## Given material

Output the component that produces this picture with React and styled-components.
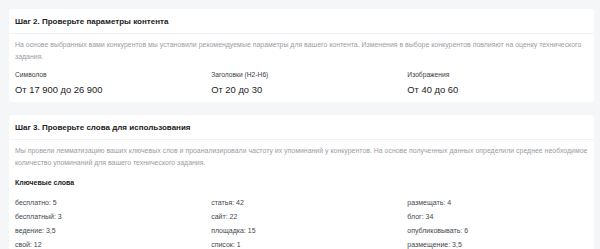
import React from "react";
import styled, { createGlobalStyle } from "styled-components";

const Global = createGlobalStyle`
  html, body { margin: 0; padding: 0; }
  body {
    background: #f5f6f8;
    font-family: "Liberation Sans", Arial, sans-serif;
    width: 600px;
    height: 249px;
    overflow: hidden;
  }
`;

const Page = styled.div`
  display: flex;
  flex-direction: column;
  gap: 13px;
  padding: 9px 6px 0 9px;
`;

const Card = styled.section`
  background: #fff;
  border-radius: 3px;
`;

const CardHeader = styled.div`
  height: 24px;
  display: flex;
  align-items: center;
  padding: 0 6px;
  border-bottom: 1px solid #f1f2f4;
  font-size: 8px;
  font-weight: 700;
  color: #222;
`;

const CardBody = styled.div`
  padding: 5px 6px 5px;
`;

const Desc = styled.p`
  margin: 0;
  font-size: 6.95px;
  line-height: 12px;
  color: #9a9da3;
`;

const Grid = styled.div`
  display: grid;
  grid-template-columns: repeat(3, 1fr);
  column-gap: 15.5px;
  margin-top: ${(p) => p.$mt || 0}px;
`;

const Param = styled.div`
  display: flex;
  flex-direction: column;
`;

const ParamLabel = styled.div`
  font-size: 6.7px;
  line-height: 12px;
  color: #3a3d42;
`;

const ParamValue = styled.div`
  font-size: 9.4px;
  line-height: 14px;
  margin-top: 2px;
  color: #222;
`;

const SubTitle = styled.div`
  font-size: 7px;
  font-weight: 700;
  color: #222;
  margin-top: 8px;
  line-height: 12px;
`;

const Word = styled.div`
  font-size: 7px;
  line-height: 14px;
  color: #44474c;
`;

const params = [
  ["Символов", "От 17 900 до 26 900"],
  ["Заголовки (H2-H6)", "От 20 до 30"],
  ["Изображения", "От 40 до 60"],
];

const words = [
  ["бесплатно: 5", "статья: 42", "размещать: 4"],
  ["бесплатный: 3", "сайт: 22", "блог: 34"],
  ["ведение: 3,5", "площадка: 15", "опубликовывать: 6"],
  ["свой: 12", "список: 1", "размещение: 3,5"],
];

export default function App() {
  return (
    <>
      <Global />
      <Page>
        <Card>
          <CardHeader>Шаг 2. Проверьте параметры контента</CardHeader>
          <CardBody>
            <Desc>
              На основе выбранных вами конкурентов мы установили рекомендуемые параметры для вашего контента. Изменения в выборе конкурентов повлияют на оценку технического задания.
            </Desc>
            <Grid $mt={6}>
              {params.map(([l, v]) => (
                <Param key={l}>
                  <ParamLabel>{l}</ParamLabel>
                  <ParamValue>{v}</ParamValue>
                </Param>
              ))}
            </Grid>
          </CardBody>
        </Card>
        <Card>
          <CardHeader>Шаг 3. Проверьте слова для использования</CardHeader>
          <CardBody>
            <Desc>
              Мы провели лемматизацию ваших ключевых слов и проанализировали частоту их упоминаний у конкурентов. На основе полученных данных определили среднее необходимое количество упоминаний для вашего технического задания.
            </Desc>
            <SubTitle>Ключевые слова</SubTitle>
            <Grid $mt={7}>
              {words.flat().map((w) => (
                <Word key={w}>{w}</Word>
              ))}
            </Grid>
          </CardBody>
        </Card>
      </Page>
    </>
  );
}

## Written instruction
Transcribe the full listing character for character. Pictures are excluded.

## Answer to the exercise
Output the component that produces this picture with React and styled-components.
import React from "react";
import styled, { createGlobalStyle } from "styled-components";

const Global = createGlobalStyle`
  html, body { margin: 0; padding: 0; }
  body {
    background: #f5f6f8;
    font-family: "Liberation Sans", Arial, sans-serif;
    width: 600px;
    height: 249px;
    overflow: hidden;
  }
`;

const Page = styled.div`
  display: flex;
  flex-direction: column;
  gap: 13px;
  padding: 9px 6px 0 9px;
`;

const Card = styled.section`
  background: #fff;
  border-radius: 3px;
`;

const CardHeader = styled.div`
  height: 24px;
  display: flex;
  align-items: center;
  padding: 0 6px;
  border-bottom: 1px solid #f1f2f4;
  font-size: 8px;
  font-weight: 700;
  color: #222;
`;

const CardBody = styled.div`
  padding: 5px 6px 5px;
`;

const Desc = styled.p`
  margin: 0;
  font-size: 6.95px;
  line-height: 12px;
  color: #9a9da3;
`;

const Grid = styled.div`
  display: grid;
  grid-template-columns: repeat(3, 1fr);
  column-gap: 15.5px;
  margin-top: ${(p) => p.$mt || 0}px;
`;

const Param = styled.div`
  display: flex;
  flex-direction: column;
`;

const ParamLabel = styled.div`
  font-size: 6.7px;
  line-height: 12px;
  color: #3a3d42;
`;

const ParamValue = styled.div`
  font-size: 9.4px;
  line-height: 14px;
  margin-top: 2px;
  color: #222;
`;

const SubTitle = styled.div`
  font-size: 7px;
  font-weight: 700;
  color: #222;
  margin-top: 8px;
  line-height: 12px;
`;

const Word = styled.div`
  font-size: 7px;
  line-height: 14px;
  color: #44474c;
`;

const params = [
  ["Символов", "От 17 900 до 26 900"],
  ["Заголовки (H2-H6)", "От 20 до 30"],
  ["Изображения", "От 40 до 60"],
];

const words = [
  ["бесплатно: 5", "статья: 42", "размещать: 4"],
  ["бесплатный: 3", "сайт: 22", "блог: 34"],
  ["ведение: 3,5", "площадка: 15", "опубликовывать: 6"],
  ["свой: 12", "список: 1", "размещение: 3,5"],
];

export default function App() {
  return (
    <>
      <Global />
      <Page>
        <Card>
          <CardHeader>Шаг 2. Проверьте параметры контента</CardHeader>
          <CardBody>
            <Desc>
              На основе выбранных вами конкурентов мы установили рекомендуемые параметры для вашего контента. Изменения в выборе конкурентов повлияют на оценку технического задания.
            </Desc>
            <Grid $mt={6}>
              {params.map(([l, v]) => (
                <Param key={l}>
                  <ParamLabel>{l}</ParamLabel>
                  <ParamValue>{v}</ParamValue>
                </Param>
              ))}
            </Grid>
          </CardBody>
        </Card>
        <Card>
          <CardHeader>Шаг 3. Проверьте слова для использования</CardHeader>
          <CardBody>
            <Desc>
              Мы провели лемматизацию ваших ключевых слов и проанализировали частоту их упоминаний у конкурентов. На основе полученных данных определили среднее необходимое количество упоминаний для вашего технического задания.
            </Desc>
            <SubTitle>Ключевые слова</SubTitle>
            <Grid $mt={7}>
              {words.flat().map((w) => (
                <Word key={w}>{w}</Word>
              ))}
            </Grid>
          </CardBody>
        </Card>
      </Page>
    </>
  );
}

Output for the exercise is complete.